The decision to set the glass subway in a random staggered layout rather than a uniform brick lay is the design move that defines the wall. What random staggered means: instead of every course offsetting by a fixed 50 percent (the classic subway brick lay), each course shifts by a varying amount, with no two adjacent courses sharing the same offset. The visual effect: the wall reads as more organic, less mechanical, and more characteristic of an artisanal install than a production one. On a downtown condo where the homeowner is paying for a custom design rather than a developer-grade finish, the random stagger is the layout that signals the custom investment. The execution discipline: a random stagger only works if the offsets actually vary; the setter has to consciously avoid falling into a repeating sub-pattern, and the layout typically gets dry-laid across the whole wall before any bond coat goes down. The finished joints were grouted with Prism Grout, a high-performance stain-resistant calcium-aluminate grout that holds its colour reading across years of kitchen moisture cycling.

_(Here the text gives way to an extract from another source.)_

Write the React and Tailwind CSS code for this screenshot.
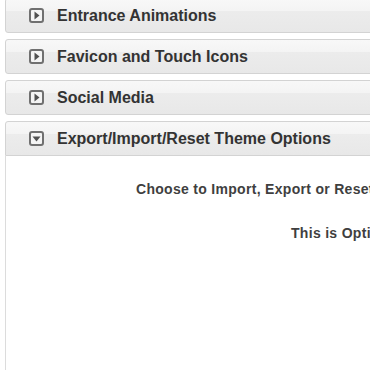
import React from "react";

function Icon({ open }) {
  return (
    <div className="w-[15px] h-[15px] border-2 border-[#707070] rounded-[3px] flex items-center justify-center bg-[#f4f4f4] shrink-0">
      <svg width="9" height="9" viewBox="0 0 9 9">
        {open ? (
          <polygon points="0.5,2.5 8.5,2.5 4.5,7.5" fill="#505050" />
        ) : (
          <polygon points="2.5,0.5 7.5,4.5 2.5,8.5" fill="#505050" />
        )}
      </svg>
    </div>
  );
}

function Bar({ title, open, extra = "" }) {
  return (
    <div
      className={`h-[35px] ml-[5px] w-[380px] border border-[#d3d3d3] rounded-[3px] bg-[linear-gradient(#f8f8f8_0%,#f4f4f4_35%,#ececec_36%,#e8e8e8_100%)] flex items-center pl-[23px] gap-[13px] ${extra}`}
    >
      <Icon open={open} />
      <span className="text-[16px] font-bold text-[#333] whitespace-nowrap">{title}</span>
    </div>
  );
}

export default function App() {
  return (
    <div className="w-[370px] h-[370px] overflow-hidden bg-white font-['Liberation_Sans',Arial,sans-serif] relative">
      <div className="flex flex-col gap-[6px] -mt-[2px]">
        <Bar title="Entrance Animations" />
        <Bar title="Favicon and Touch Icons" />
        <Bar title="Social Media" />
        <div>
          <Bar title="Export/Import/Reset Theme Options" open extra="rounded-b-none" />
          <div className="ml-[5px] w-[380px] h-[240px] border-l border-[#dcdcdc] bg-white">
            <div className="pl-[130px] pt-[25px] text-[14px] leading-[16px] tracking-[0.3px] font-bold text-[#3f3f3f] whitespace-nowrap">
              Choose to Import, Export or Reset
            </div>
            <div className="pl-[285px] pt-[28px] text-[14px] leading-[16px] tracking-[0.3px] font-bold text-[#3f3f3f] whitespace-nowrap">
              This is Options
            </div>
          </div>
        </div>
      </div>
    </div>
  );
}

The Ledgestone Feature Wall and Why It Has No Grout Joints

The second tile-scope element on this downtown condo was a ledgestone feature wall set with ProLite LFT Mortar. What ledgestone is: ledgestone is a stacked-stone product manufactured in interlocking sheet panels where individual stone strips are pre-mounted to a backing in a dry-stack profile. The sheets are installed edge to edge on the wall, and the interlocking edges hide the seam between adjacent sheets. Why no grout: the entire visual language of ledgestone is the dry-stack reading, where individual stone strips appear to be set tight against each other with no mortar joint visible. Adding grout between the sheets would defeat the design intent and create a visible joint line that breaks the dry-stack illusion. The interlocking sheet edges are engineered specifically so that no grout is needed, and the wall reads as one continuous stack of stone strips. Why ProLite LFT for the bond coat: ProLite LFT is a lightweight, polymer-modified thinset rated for stone and large-format tile, with the bond strength to hold a heavy stone sheet to a vertical condo drywall substrate. The LFT chemistry maintains its bond coat thickness under the irregular back face of a stone sheet better than standard thinset, which is the property that supports a long-term install on a vertical stone feature.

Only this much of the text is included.